Despite India protesting against the American offer to Pakistan of a $450 million sustenance package for its older fleet of F-16 aircraft, Indo-US relations are on an even keel and promise to be friendlier in the coming months as the global situation worsens from Chinese muscle-flexing. On his recent visit to the US, India’s External Affairs Minister S Jaishankar minced no words, rejecting the US claim that the F-16s were meant for Pakistan to fight terrorists and not for use against India. But the fact that both India and the US were willing to move ahead on developing their ties despite the F-16 irritant underlines the maturity of the respective leaderships.
The bitter recriminations when the US suspected India of being a member of the hostile Soviet camp, while India railed against the US for supplying strategic weapons to Pakistan, are long behind us. The much altered global situation, with the rise of China as an economic and military superpower and the relative decline of nuclear-powered Russia, has given the leeway to both Washington and New Delhi to recalibrate ties. Today there are more commonalities than differences between the world’s most powerful democracy and the world’s most populous one. As Mr Jaishankar, who was in the US for the annual UN General Assembly session, said at the end of the bilateral talks with his American counterpart, Antony J Blinken, Indo-US relations are close and set to get closer. Reciprocating the sentiment, Mr Blinken said, “No two nations have greater ability, opportunity and responsibility to shape the future. We are thinking together and working together... That doesn’t mean we don’t have differences, we have... but we have the depth to overcome these.”
Because trust prevails where once suspicion and distrust ruled, both India and the US can live with each country disagreeing occasionally on an issue or two, depending on respective self-interest. For example, in spite of the US wanting India to join it in condemning Russia for its invasion of Ukraine, India took a more nuanced stance, stressing adherence to the UN Charter and against the breach of sovereignty of an independent nation.
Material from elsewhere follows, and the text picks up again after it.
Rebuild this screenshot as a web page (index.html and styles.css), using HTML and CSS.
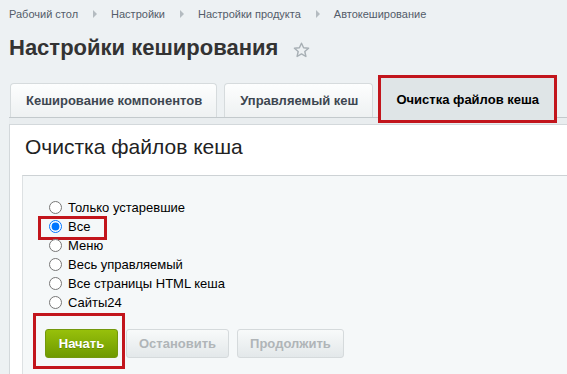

Further, despite the US-led sanctions against Russia, India increased manifold its import of crude oil from Russia. Mr Jaishankar justified the Russian imports on grounds of “our national interest”. Admittedly, following the relative decline of the US and the rise of a militaristic China, in the resulting multi-polar world strategic interests enjoin upon the US to enlist the support of as many democracies as it can to stave off the threat from an expansionist China. Having been on the receiving end of Chinese aggression on more than one occasion, India has reason to team up with the free world to safeguard its wider security and strategic interests. While still dependent to an extent on Russian armaments and spares, India has in recent years diversified its defence imports. The US, too, has shed old reservations on exporting some sophisticated armaments to India. China might be annoyed with India joining the US, Japan and Australia in forming strategic groups for undertaking periodic joint military exercises, but these are defensive in nature, meant to repulse any aggressive adventure by it on land, sea or air. The Chinese bullying in the South China Sea of smaller maritime nations is a case in point. Or, for that matter, its threat to grab Taiwan by force.
That the US realises that no Asian power other than India can help to meet the Chinese challenge explains its belated reordering of ties with this country. Mutual interest rather than the ideology-based mumbo-jumbo of earlier decades now underpins the Indo-US bilateral friendship. There is much to bind India and the US in a mutually beneficial relationship. But that does not, nay should not, constrain either friend from taking an independent line should its interests so demand. That sense of maturity is beginning to inform the Indo-US relations. Even when India was more or less part of the Soviet bloc, Indians were well-disposed towards the US Now, several decades later, when the Soviet Union has disintegrated, people-to-people relations between India and the US are close, reflecting the bonhomie at the level of the respective leaderships. These ties will hopefully serve the larger economic and strategic interests of the two countries.